The Skill-at-Arms Tournament was previously known as the Squires Tournament. The title being changed to more accurately reflect the fact that we have many more Knights, Lords and Ladies who prefer to enter this competition.

There are three Skill-at-Arms Tournaments daily. All participants must provide their own horse and those items listed in the required equipment section of the tournament rules. All riders must complete the on-line application form and be accepted to compete.

All riders will compete in each of the three tournaments daily. At other times participants can ride around the Festival in costume to add colour to the event.

Those riders selected to ride in the Grand Parades are required to muster, in appropriate dress, at the west side of the Castle by 10:40 am and 2:40 pm daily.

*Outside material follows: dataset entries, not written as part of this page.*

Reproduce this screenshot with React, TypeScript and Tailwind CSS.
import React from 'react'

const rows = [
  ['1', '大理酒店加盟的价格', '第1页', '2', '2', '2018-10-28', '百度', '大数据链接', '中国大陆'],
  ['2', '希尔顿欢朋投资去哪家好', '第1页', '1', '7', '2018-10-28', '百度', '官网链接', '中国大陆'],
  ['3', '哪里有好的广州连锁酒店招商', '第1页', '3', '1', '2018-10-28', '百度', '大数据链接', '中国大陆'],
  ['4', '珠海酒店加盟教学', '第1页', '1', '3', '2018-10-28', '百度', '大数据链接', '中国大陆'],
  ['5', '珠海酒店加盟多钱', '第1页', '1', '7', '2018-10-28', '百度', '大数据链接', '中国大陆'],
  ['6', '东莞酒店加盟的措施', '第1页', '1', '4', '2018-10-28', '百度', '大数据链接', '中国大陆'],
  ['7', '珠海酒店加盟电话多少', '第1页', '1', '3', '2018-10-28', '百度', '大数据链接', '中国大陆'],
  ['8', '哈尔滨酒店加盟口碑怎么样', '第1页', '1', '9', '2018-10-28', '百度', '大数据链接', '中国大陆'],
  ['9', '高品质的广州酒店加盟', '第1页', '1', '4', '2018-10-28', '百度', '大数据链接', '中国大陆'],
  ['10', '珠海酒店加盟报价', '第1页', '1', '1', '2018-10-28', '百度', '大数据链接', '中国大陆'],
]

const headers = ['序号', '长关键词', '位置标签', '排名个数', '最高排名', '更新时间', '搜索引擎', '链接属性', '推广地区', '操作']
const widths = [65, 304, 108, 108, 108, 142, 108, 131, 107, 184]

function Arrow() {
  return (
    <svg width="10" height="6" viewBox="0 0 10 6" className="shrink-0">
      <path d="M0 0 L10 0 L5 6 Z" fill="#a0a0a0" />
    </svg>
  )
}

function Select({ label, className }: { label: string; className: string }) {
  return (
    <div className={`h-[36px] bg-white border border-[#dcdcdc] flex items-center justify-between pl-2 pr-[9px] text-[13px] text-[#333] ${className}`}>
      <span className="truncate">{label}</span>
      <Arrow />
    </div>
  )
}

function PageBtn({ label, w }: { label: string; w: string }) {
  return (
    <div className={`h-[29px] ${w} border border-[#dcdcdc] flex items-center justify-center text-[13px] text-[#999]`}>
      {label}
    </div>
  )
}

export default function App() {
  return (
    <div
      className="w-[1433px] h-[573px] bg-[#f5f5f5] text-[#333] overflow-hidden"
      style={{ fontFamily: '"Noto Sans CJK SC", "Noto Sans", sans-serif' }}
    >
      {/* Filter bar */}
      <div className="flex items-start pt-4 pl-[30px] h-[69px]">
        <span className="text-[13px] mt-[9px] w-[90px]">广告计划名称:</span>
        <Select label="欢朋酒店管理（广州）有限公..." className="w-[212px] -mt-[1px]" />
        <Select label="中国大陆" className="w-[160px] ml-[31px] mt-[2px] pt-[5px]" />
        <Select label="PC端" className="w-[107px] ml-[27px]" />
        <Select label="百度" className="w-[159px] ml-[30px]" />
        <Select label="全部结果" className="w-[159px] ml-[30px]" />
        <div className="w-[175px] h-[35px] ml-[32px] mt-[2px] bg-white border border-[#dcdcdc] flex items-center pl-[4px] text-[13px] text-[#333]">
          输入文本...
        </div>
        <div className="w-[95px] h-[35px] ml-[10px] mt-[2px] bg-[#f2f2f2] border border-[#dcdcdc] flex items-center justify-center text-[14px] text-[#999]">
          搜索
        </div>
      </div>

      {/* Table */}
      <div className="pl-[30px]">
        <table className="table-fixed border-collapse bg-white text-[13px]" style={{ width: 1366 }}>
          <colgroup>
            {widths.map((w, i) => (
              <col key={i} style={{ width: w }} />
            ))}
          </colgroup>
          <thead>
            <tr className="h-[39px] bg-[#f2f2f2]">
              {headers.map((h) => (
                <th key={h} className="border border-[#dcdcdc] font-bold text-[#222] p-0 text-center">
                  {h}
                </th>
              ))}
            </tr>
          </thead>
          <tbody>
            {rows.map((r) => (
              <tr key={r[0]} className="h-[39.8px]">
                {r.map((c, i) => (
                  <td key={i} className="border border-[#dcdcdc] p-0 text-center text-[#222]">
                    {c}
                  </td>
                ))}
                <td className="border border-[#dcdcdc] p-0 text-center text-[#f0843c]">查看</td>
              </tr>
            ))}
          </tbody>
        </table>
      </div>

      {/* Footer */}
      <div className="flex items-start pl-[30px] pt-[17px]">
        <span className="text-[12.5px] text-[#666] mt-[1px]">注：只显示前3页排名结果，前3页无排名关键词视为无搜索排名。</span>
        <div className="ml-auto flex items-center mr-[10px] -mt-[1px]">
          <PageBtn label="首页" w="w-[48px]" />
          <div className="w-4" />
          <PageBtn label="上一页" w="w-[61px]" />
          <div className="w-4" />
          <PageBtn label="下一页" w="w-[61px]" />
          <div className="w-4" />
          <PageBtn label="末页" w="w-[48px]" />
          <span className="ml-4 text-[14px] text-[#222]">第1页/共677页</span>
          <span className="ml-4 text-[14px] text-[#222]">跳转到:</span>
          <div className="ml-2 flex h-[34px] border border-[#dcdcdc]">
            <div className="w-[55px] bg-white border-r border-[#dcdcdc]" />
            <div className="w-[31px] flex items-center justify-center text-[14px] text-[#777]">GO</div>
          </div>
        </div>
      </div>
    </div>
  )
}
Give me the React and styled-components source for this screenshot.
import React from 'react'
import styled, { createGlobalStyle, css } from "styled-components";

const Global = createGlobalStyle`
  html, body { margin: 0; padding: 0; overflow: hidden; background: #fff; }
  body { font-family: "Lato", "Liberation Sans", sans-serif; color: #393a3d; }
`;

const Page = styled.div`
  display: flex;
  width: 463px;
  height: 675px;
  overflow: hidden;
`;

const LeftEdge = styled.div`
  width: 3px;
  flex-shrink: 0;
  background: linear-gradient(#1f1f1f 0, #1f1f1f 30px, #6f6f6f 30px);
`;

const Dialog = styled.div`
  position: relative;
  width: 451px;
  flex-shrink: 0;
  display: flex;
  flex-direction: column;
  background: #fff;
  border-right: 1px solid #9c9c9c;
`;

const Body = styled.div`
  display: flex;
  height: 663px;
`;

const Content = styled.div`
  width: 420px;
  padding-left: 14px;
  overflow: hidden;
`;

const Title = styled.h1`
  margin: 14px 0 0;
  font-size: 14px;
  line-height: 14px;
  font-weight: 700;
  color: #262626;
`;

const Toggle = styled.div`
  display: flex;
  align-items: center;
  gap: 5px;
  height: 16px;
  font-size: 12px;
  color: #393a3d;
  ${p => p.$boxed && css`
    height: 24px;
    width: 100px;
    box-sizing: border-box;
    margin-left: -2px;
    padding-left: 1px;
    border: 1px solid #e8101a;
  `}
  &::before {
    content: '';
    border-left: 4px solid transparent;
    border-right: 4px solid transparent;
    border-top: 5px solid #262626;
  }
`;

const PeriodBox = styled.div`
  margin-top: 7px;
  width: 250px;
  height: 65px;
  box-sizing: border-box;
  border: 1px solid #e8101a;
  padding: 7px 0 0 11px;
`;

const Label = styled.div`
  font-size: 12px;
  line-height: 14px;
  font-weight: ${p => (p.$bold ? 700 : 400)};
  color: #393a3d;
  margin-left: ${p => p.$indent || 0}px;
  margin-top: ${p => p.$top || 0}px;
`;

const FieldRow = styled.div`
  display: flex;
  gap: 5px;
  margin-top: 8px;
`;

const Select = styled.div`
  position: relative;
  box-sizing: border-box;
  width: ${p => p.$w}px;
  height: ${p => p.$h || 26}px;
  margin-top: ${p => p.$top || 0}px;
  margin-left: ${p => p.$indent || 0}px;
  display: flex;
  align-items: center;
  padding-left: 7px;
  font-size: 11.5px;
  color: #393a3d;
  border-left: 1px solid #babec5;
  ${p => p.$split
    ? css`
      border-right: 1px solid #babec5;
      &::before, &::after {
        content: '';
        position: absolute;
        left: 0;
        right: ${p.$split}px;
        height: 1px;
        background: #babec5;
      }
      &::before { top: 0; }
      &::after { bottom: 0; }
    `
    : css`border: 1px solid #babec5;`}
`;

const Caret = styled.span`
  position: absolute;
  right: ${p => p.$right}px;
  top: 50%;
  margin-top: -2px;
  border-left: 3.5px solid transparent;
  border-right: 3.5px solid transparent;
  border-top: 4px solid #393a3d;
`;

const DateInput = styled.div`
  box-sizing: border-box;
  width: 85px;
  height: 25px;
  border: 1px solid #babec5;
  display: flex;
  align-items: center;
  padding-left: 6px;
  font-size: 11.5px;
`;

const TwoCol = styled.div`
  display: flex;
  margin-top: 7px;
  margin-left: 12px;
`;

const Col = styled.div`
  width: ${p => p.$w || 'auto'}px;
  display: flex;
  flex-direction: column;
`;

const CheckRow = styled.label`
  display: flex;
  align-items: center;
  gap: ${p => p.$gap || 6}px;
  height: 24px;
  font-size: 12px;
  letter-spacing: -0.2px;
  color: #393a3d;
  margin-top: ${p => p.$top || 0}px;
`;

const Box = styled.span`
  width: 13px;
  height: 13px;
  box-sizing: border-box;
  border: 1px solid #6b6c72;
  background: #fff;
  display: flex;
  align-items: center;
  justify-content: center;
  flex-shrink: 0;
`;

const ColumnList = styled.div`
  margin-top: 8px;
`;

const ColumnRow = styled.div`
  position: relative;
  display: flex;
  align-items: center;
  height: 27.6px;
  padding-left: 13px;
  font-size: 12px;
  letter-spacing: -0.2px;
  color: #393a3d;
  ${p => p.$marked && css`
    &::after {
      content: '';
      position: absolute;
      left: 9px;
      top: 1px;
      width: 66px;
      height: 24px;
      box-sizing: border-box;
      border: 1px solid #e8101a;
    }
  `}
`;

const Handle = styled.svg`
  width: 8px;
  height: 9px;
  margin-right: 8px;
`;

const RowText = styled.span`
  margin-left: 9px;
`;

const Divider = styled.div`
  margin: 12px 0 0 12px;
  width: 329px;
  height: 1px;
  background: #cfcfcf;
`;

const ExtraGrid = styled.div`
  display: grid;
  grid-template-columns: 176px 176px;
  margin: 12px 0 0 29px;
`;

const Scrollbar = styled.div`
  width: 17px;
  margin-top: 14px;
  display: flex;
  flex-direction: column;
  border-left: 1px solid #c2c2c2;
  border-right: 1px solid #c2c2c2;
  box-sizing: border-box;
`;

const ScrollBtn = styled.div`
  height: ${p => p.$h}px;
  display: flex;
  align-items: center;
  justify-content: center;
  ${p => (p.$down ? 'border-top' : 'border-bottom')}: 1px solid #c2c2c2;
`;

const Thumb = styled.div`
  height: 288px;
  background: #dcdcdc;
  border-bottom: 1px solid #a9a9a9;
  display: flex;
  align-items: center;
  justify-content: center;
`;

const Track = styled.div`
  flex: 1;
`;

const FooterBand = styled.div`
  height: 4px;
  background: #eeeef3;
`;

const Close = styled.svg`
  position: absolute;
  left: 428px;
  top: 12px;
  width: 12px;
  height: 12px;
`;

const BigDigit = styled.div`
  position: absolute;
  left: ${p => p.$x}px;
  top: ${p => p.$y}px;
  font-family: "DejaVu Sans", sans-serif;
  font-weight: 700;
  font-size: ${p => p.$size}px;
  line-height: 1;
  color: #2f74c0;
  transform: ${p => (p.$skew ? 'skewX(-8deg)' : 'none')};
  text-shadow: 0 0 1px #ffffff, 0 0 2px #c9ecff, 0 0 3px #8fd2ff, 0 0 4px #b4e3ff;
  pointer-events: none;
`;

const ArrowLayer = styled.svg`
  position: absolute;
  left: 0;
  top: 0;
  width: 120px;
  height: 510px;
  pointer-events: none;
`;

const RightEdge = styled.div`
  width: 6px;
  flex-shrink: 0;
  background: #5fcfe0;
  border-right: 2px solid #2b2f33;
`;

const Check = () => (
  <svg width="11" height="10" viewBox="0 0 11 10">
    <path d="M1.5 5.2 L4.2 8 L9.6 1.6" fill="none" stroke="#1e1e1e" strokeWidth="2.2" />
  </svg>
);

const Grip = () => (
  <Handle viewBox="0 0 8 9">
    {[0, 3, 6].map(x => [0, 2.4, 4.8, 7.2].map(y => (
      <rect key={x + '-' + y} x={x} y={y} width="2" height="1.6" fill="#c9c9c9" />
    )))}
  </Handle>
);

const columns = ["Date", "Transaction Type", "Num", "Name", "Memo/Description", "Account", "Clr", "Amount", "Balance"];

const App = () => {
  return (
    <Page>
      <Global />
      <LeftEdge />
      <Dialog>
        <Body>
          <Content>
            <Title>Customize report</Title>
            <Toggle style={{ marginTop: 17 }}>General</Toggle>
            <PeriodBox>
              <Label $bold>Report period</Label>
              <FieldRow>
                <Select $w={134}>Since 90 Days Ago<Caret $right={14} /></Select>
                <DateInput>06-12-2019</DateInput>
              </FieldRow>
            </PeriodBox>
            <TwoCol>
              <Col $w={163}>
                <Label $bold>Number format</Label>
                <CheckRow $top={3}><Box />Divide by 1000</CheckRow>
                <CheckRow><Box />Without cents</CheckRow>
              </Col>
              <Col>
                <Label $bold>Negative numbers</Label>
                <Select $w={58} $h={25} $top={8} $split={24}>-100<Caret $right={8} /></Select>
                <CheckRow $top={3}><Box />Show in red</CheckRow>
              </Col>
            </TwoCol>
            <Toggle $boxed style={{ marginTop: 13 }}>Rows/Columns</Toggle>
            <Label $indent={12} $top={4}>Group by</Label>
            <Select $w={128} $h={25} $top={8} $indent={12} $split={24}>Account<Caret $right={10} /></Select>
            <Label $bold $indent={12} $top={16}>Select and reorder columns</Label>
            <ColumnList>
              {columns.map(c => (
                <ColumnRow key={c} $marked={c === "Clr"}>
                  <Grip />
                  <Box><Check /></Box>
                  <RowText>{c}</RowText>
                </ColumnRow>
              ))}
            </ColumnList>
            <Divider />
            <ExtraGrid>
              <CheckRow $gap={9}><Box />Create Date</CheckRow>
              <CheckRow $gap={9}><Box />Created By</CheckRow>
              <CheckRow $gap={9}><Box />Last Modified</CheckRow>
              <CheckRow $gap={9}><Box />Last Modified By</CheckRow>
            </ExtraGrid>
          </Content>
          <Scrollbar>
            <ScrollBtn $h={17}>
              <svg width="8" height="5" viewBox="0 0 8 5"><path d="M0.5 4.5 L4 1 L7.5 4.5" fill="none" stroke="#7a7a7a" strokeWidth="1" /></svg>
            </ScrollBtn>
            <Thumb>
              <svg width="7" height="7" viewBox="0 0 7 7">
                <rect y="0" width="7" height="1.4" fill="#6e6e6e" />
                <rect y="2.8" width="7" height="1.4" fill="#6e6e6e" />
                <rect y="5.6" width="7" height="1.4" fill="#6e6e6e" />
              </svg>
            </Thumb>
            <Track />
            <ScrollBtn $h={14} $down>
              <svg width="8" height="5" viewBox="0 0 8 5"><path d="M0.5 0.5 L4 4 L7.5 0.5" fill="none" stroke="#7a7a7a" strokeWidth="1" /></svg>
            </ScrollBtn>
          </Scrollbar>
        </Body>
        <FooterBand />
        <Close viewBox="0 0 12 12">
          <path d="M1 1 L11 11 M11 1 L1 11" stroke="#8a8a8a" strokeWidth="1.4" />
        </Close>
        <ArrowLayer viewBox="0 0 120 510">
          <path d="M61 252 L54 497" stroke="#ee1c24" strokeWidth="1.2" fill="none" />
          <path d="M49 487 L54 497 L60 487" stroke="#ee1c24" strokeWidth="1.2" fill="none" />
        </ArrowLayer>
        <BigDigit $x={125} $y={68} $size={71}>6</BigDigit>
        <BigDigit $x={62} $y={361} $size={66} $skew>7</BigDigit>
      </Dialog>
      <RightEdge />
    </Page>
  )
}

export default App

They will ride with the Siege Armies then proceed to the Grand Arena. The exact format and timings for the Tournaments will be posted on this section of the website and emailed directly to all registered and accepted riders.

Competitors must be prepared to take part in the three Tournaments as listed below.

(See 'tournament rules' for full details of each game).

1st Tournament

Cabbage Cutting - better known as 'The Turks Head'. Cabbages to be cleanly cut - at the gallop.

Individual Pegging with Sword - wooden pegs taken from the ground at the gallop with a sword.

Two Oranges & Peg - each orange (at head height) to be sliced in half and the peg lifted from the ground with a sword. Requires co-ordination, suppleness and a good eye. Speed is essential.

2nd Tournament

Quintain - a shield on a pivotting arm must be struck with a lance at speed and with aggression. If this is not done, the sack is likely to swing round and strike the rider.

Throwing Spears - to be thrown over-arm at the gallop. Hitting the target may be easy but hitting the centre for full marks is not.

Tentpegging - supposedly Alexander the Great started this sport by training his cavalry to pin elephants' toenails to the ground. We have to make do with 3 inch wooden pegs. Pegs must be taken at the gallop on the end of a lance.

3rd Tournament

Skill-at-Arms Course - here the rider is tested with a variety of weapons. Firstly the bladders must be stabbed with a dagger as the rider jumps. The dagger must then be discarded into the bucket provided and a sword picked up for the purpose of running the two dummies through the heart. The sword is left in the last heart and a lance is picked up. An attempt should then be made to collect the two rings (at rider's head height) on the lance, followed by the taking of a peg from the ground. The hole in the rings is 2.5 inches wide. This trains the rider to find the weak spots in his opponent's armour.

Trophies and Prizes

There will be a bronze cast trophy awarded for highest overall score of the three day tournament.

There will be a bronze cast trophy awarded for the highest daily score of all the three days.

A prize will be awarded for each daily winner.

The trophies awarded, which are pictured to the left, are given to the winners to keep. A copy of the trophies will be held at the Castle and will be engraved with each year's winners names.